By city charter, aldermen must redraw the lines that define the city’s wards by a May deadline, and the special redistricting committee took public testimony Wednesday night on its first draft of a new ward map. While the current proposal brings the populations closer to the balance required by the charter, ensuring equal representation for each voter, the Board still has work to do before reaching its final plan.

In creating the proposed ward map, aldermen sought to balance the number of voters in each ward, which have shifted in the 10 years since the last census. By law, aldermen had to negotiate ward boundaries with one another until they could each represent a population within 5 percent of the target 4,326 people, the legally allowed deviation.

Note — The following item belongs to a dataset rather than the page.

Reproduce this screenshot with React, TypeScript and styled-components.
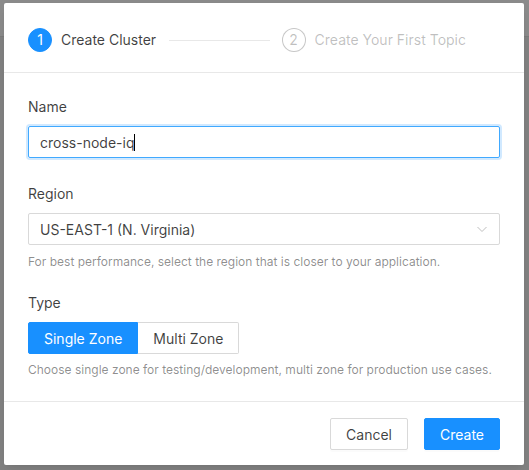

According to city corporation counsel Victor Bolden and former alderwoman Nancy Ahern, the city charter requires the Board of Aldermen to keep each ward within a single state legislative district “to the maximum extent feasible.” If the Board were to do so — given the recent movement of state legislative district boundaries — it would split Sarah Eidelson’s ’12 Ward 1, a change that would threaten to alter the character of the traditionally “Yale ward.” Made up almost entirely of Yale students, the current Ward 1 houses Old Campus and eight of Yale’s residential colleges.

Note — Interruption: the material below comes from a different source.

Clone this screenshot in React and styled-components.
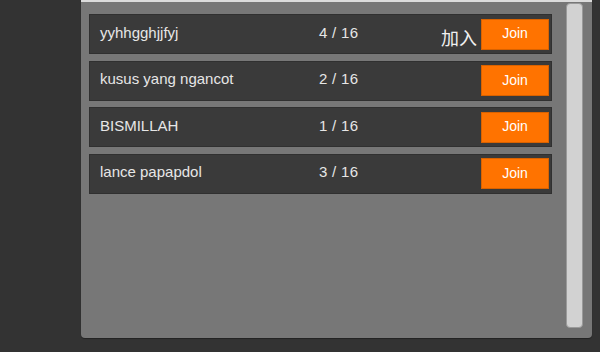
import React from 'react'
import styled, { createGlobalStyle } from 'styled-components'

const GlobalStyle = createGlobalStyle`
  html, body {
    margin: 0;
    padding: 0;
    background: #333333;
  }
  body {
    font-family: "Liberation Sans", "Noto Sans CJK SC", sans-serif;
  }
`;

const Screen = styled.div`
  width: 600px;
  height: 352px;
  display: flex;
  background: #333333;
  overflow: hidden;
`;

const Panel = styled.div`
  margin-left: 81px;
  width: 511px;
  height: 338px;
  box-sizing: border-box;
  display: flex;
  padding: 0 9px 0 8px;
  background: #777777;
  border-top: 2px solid #dcdcdc;
  border-radius: 0 0 4px 4px;
  box-shadow: 0 1px 1px rgba(0, 0, 0, 0.35);
`;

const RoomList = styled.div`
  width: 463px;
  padding-top: 12px;
  display: flex;
  flex-direction: column;
  gap: 6.5px;
`;

const Row = styled.div`
  height: 40px;
  box-sizing: border-box;
  display: flex;
  align-items: center;
  padding: 0 2px 0 10px;
  background: #3a3a3a;
  border: 1px solid #303030;
  color: #e6e6e6;
  font-size: 15px;
`;

const Name = styled.span`
  width: 219px;
  white-space: nowrap;
  margin-top: -4px;
`;

const Count = styled.span`
  flex: 1;
  margin-top: -4px;
  letter-spacing: 0.3px;
`;

const JoinLabel = styled.span`
  font-family: "Noto Sans CJK SC", sans-serif;
  font-size: 18px;
  color: #f0f0f0;
  margin: 6px 4px 0 0;
`;

const JoinButton = styled.button`
  width: 68px;
  height: 31px;
  box-sizing: border-box;
  background: #ff7300;
  border: 1px solid #d96200;
  color: #ffffff;
  font-family: "Liberation Sans", sans-serif;
  font-size: 14px;
  padding: 0 0 2px;
  cursor: pointer;
`;

const Scrollbar = styled.div`
  width: 17px;
  margin: 1px 0 10px 14px;
  box-sizing: border-box;
  background: #d2d2d2;
  border: 1px solid #9a9a9a;
  border-radius: 4px;
`;

const rooms = [
  { name: 'yyhhgghjjfyj', players: 4, label: '加入' },
  { name: 'kusus yang ngancot', players: 2 },
  { name: 'BISMILLAH', players: 1 },
  { name: 'lance papapdol', players: 3 },
];

export default function App() {
  return (
    <Screen>
      <GlobalStyle />
      <Panel>
        <RoomList>
          {rooms.map((room) => (
            <Row key={room.name}>
              <Name>{room.name}</Name>
              <Count>{room.players} / 16</Count>
              {room.label && <JoinLabel>{room.label}</JoinLabel>}
              <JoinButton>Join</JoinButton>
            </Row>
          ))}
        </RoomList>
        <Scrollbar />
      </Panel>
    </Screen>
  )
}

Concern that Ward 1 would no longer be a Yale student-majority ward drove four members of the Yale College Democrats to testify before the special redistricting committee. Dems event coordinator Rebecca Ellison ’15, who said she cast her first-ever ballot in last fall’s Ward 1 aldermanic election, said that dividing the ward would dampen voter enthusiasm on campus and remove students’ voice in the city legislative process.

Dems treasurer Nicole Hobbs ’14, meanwhile, argued that the Ward 1 alderman, unhampered by traditional constituent concerns that are instead managed by the University, has a long history of bringing innovative policy initiatives to the Board, such as former Ward 1 Alderman Mike Jones’ ’11 living wage expansion.

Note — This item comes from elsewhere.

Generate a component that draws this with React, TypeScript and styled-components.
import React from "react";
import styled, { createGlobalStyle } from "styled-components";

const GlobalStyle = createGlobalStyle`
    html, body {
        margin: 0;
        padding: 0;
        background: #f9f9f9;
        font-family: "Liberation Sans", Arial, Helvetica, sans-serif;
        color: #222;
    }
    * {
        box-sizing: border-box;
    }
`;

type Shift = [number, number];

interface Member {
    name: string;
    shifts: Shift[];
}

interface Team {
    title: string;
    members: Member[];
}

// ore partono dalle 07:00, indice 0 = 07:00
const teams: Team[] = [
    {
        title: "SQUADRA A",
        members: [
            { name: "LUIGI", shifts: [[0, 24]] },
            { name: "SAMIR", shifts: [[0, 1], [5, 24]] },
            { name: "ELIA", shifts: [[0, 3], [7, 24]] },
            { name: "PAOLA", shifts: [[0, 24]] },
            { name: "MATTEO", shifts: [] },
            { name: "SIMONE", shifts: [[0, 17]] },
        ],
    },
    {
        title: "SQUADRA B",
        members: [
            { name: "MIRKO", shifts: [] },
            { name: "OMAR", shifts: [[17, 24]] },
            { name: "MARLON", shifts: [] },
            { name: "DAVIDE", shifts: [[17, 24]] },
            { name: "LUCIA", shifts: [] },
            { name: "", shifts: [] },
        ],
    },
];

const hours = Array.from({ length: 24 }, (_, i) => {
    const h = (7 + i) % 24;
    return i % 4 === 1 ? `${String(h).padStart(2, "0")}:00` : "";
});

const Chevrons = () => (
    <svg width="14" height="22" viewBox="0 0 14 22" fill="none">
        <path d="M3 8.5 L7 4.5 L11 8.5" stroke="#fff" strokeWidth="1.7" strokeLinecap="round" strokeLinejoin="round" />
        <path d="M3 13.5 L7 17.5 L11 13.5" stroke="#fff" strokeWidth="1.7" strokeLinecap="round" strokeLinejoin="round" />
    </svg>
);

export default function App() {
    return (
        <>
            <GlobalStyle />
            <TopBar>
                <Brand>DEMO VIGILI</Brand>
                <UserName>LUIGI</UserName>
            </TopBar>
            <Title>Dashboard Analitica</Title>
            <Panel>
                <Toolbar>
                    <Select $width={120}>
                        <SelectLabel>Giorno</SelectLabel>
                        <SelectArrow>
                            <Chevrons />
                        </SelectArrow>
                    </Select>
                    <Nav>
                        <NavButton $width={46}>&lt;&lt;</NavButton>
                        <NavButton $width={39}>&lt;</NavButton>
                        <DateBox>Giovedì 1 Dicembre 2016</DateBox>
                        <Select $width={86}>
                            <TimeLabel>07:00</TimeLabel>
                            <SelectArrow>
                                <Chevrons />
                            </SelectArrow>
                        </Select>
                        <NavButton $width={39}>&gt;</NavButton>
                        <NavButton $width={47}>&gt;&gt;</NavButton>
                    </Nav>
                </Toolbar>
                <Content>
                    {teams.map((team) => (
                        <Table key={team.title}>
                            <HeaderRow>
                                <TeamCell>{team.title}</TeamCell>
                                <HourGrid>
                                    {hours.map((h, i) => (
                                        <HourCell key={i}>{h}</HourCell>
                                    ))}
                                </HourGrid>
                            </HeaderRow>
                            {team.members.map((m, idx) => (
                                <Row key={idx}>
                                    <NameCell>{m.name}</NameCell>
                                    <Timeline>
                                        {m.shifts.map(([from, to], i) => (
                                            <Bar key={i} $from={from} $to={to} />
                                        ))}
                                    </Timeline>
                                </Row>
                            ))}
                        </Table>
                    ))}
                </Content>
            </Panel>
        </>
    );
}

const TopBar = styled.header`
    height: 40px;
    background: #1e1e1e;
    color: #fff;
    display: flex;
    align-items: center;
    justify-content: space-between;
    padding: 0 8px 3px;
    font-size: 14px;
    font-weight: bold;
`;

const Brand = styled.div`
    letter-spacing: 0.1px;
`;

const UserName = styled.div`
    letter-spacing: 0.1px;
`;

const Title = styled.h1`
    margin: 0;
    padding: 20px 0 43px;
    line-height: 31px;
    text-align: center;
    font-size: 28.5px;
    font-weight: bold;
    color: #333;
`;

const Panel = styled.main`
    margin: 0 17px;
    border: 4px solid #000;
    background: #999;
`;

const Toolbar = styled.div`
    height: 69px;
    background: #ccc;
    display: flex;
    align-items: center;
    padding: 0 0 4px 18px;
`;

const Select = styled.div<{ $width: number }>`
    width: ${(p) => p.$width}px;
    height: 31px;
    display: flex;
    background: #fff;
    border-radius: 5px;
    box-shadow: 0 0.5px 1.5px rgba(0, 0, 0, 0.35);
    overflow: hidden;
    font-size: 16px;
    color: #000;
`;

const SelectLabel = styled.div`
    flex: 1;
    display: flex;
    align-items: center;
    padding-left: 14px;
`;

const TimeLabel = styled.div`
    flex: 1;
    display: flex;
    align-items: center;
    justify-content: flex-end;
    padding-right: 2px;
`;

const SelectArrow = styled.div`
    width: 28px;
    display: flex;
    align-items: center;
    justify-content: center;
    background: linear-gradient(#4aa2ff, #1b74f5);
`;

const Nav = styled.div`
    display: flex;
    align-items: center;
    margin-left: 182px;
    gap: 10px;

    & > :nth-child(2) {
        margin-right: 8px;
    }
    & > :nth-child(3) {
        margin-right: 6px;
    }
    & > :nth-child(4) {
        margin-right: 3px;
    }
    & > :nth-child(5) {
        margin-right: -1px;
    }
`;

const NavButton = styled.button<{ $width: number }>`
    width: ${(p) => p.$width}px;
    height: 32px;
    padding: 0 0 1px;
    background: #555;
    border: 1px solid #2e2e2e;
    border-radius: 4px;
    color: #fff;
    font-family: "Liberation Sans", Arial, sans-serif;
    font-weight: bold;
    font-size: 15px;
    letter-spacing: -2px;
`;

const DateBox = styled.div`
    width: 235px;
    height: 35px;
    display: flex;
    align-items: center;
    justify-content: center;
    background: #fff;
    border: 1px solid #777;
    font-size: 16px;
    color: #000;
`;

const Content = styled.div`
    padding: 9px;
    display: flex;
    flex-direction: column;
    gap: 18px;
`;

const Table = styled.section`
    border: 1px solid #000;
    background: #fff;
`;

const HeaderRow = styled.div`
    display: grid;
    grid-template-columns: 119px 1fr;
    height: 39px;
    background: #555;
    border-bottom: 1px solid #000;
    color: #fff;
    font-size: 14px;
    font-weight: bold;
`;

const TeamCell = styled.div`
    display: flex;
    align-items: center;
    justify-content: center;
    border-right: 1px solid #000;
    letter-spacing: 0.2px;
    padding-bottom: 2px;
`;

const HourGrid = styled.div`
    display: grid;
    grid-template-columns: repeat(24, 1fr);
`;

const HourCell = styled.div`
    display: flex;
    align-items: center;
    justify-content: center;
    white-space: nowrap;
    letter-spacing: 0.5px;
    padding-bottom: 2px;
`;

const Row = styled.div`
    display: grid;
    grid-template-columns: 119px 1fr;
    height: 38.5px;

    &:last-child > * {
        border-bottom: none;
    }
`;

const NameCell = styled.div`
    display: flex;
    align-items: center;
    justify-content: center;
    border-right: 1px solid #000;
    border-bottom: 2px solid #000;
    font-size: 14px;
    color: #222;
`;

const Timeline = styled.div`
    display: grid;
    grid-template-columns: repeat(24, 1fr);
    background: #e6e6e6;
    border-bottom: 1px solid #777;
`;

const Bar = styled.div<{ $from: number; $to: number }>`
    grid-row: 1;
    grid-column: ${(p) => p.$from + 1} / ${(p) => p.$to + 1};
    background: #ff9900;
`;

“Looking at the history of what’s been performed and the promise of Alderwoman Eidelson, it would be a detriment to the city to lose that voice,” Hobbs said.

The special redistricting committee also heard a letter from a constituent who asked aldermen to consider distance from polling places when redistricting, and testimony from Lisa Seidlarz, who testified that despite living in what is considered the East Rock neighborhood, she was formally a resident of Wooster Square’s Ward 8.

The map presented at the meeting was based off the committee’s negotiations at its March 29 meeting, and reduces the number of unbalanced wards from 21 to nine while lowering the average population deviation across all wards. But while most wards approached the correct numbers, others, like Ward 14, actually moved further away from the target population.

Ward 14’s population originally stood at 5,350, nearly 24 percent above the target — in the new map, its population increased to 6,295. Fixing this deviation, the largest of any ward in the city, was on the top of aldermen’s priority list Wednesday night.

Overall, the redistricting process reflects a general population shift towards the east, with the eastern neighborhoods of Fair Haven, Fair Haven Heights and Quinnipiac Meadows among those seeing the greatest population growth since 2000. Wards in the western neighborhoods of Dwight, Westville and West River, meanwhile, will all need to increase in size to compensate for their population decreases.

Ward 6 Alderman and committee chair Dolores Colón said the redistricting process would become more labor-intensive than it was in the past. After engaging in initial negotiations to equalize ward populations as best they could, she said aldermen on the committee would now need to strategize to move voters from western neighborhoods to those in the east, likely by coordinating among multiple wards.

By law, the Board must also do its best to take into account demographic factors like race and income, follow natural boundaries like large streets or parks, maintain the “core” of each ward and ensure each ward possesses a polling place. Aldermen are also seeking to avoid displacing any alderman’s residence from his or her ward, forcing that alderman to move in order to be eligible to continue representing the ward.

The committee will take into account Wednesday’s testimony when designing the final plan, which it will complete in a private meeting before presenting it in its next public meeting on April 10. If aldermen do not meet their May deadline for approving a final redistricting plan, Mayor John DeStefano Jr. will produce the new ward map instead.